In summary, while the LSM effectively leverages neurological principles, it lacks an inherent capacity for hierarchical data representation. A possible enhancement is the D-LSM, which introduces a way of adding deepness to the LSM paradigm. However, the information aggregation between this hierarchical reservoirs is only based local information. Therefore, they may lack the necessary global guidance to ensure that their adjustments move in the right direction. To address this, we introduce a novel reward system with R-STDP synapses that not only reinforces learning when the networks predictions are correct but also penalizes connections when they are incorrect.

3 Method

To investigate different feedback mechanisms, the RLSM learning architecture, shown in Figure 1, is utilized. It features two liquid layers, each functioning as a distinct reservoir of spiking neurons with dynamic synapses. These layers independently transform incoming temporal input streams into high-dimensional, nonlinear representations. Each liquid layer is supposed to capture different aspects or features of the input data, creating a diverse set of dynamic states. Between these liquid layers is an interposed WTA, which plays a crucial role in filtering and selecting the most salient features from the outputs of the liquid layers. A WTA implements a competitive mechanism where only the most strongly activated neurons are allowed to propagate their signals at a particular time to the next stage of the network. Those neurons are representing the most relevant features or patterns at that moment.

Figure 1

Figure 1. The Reinforced Liquid State Machine (RLSM) architecture. Two liquid layers are connected via a winner-takes-all layer. Trainable red weights W_ex link the first liquid layer to the winner layer. The readout output is compared to the true digit, feeding back into the weight update mechanism for W_ex, driving adaptive learning in the system.

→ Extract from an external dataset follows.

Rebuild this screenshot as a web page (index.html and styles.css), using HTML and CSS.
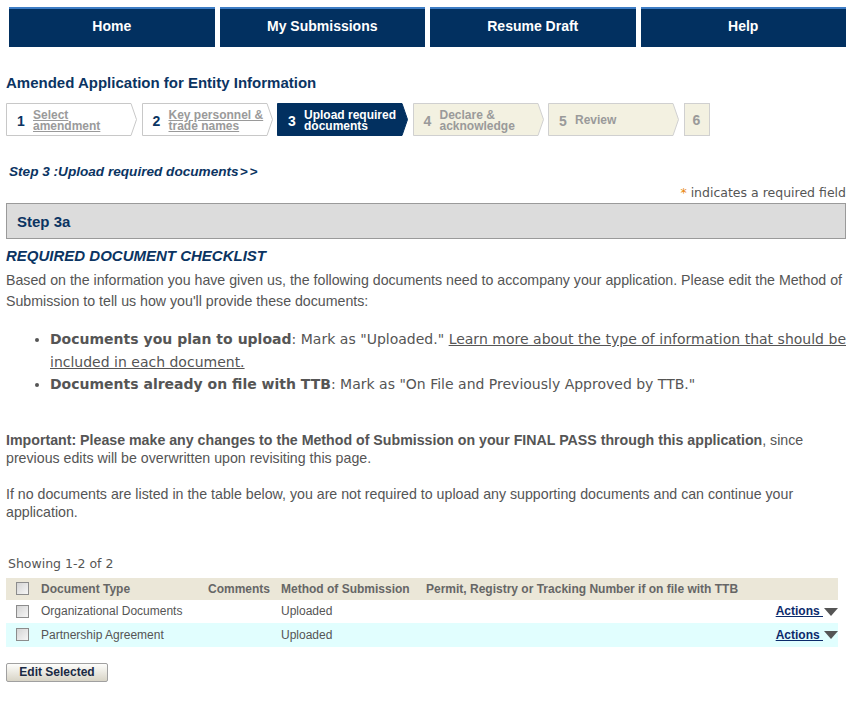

The architecture aligns with the framework of predictive coding (Rao and Ballard, 1999), wherein the WTA generates sensory predictions based on the input it receives from the preceding liquid layer. These predictions are encoded in the spiking activity of the WTA neurons, which represent the most likely interpretation of the incoming signals. Feedback based on the performance of the whole system serves as a top-down modulation signal, correcting discrepancies between the WTAs predictions and the actual input dynamics. This top-down feedback, coupled by a reward signal, modulates the synaptic weights of the WTA layer through R-STDP, adjusting its predictions to better align with the temporal patterns of the input data. This iterative process, where predictions are generated by the WTA layer and updated by top-down signals, reflects the core principle of predictive coding: minimizing the prediction error through hierarchical feedback loops.

3.1 Liquid configuration

Similar to the setup in Maass et al. (2002) the liquid network comprises of 135 recurrent connected neurons and dynamic synapses. The neuronal dynamics are described by a basic Leaky Integrate and Fire neuron (LIF) modeling the membrane potential V depending on time t:

\begin{array}{l} τ_{m} \frac{d V (t)}{d t} = - (V (t) - V_{rest}) + R_{m} I (t), & (1) \end{array}

where τ_m is the membrane time constant, R_m is the membrane resistance, V_rest the resting potential and I(t) is the synaptic input current. When V(t) reaches a threshold V_th, the neuron generates a spike, after which V(t) resets. The liquid layer consists of a network of excitatory and inhibitory neurons with a 4:1 ratio (80% excitatory, 20% inhibitory), randomly distributed in a three-dimensional space. The connectivity probability between neurons i and j is distance-dependent, given by

\begin{array}{l} P (d_{i j}) = C_{x x} \cdot exp {(- \frac{d_{i j}}{λ})}^{2}, & (2) \end{array}

where d_ij is the Euclidean distance between neurons, C_xx is the base connection probability depending on weather the pre- or post-synaptic neuron is inhibitory (I) or excitatory (E) (see Table 1), and λ is a scaling factor governing the influence of distance on connectivity. This construction creates a dynamic reservoir where input stimuli propagate through the network, generating complex temporal responses essential for processing spatiotemporal data.

Table 1

Table 1. Parameter for the liquid configuration.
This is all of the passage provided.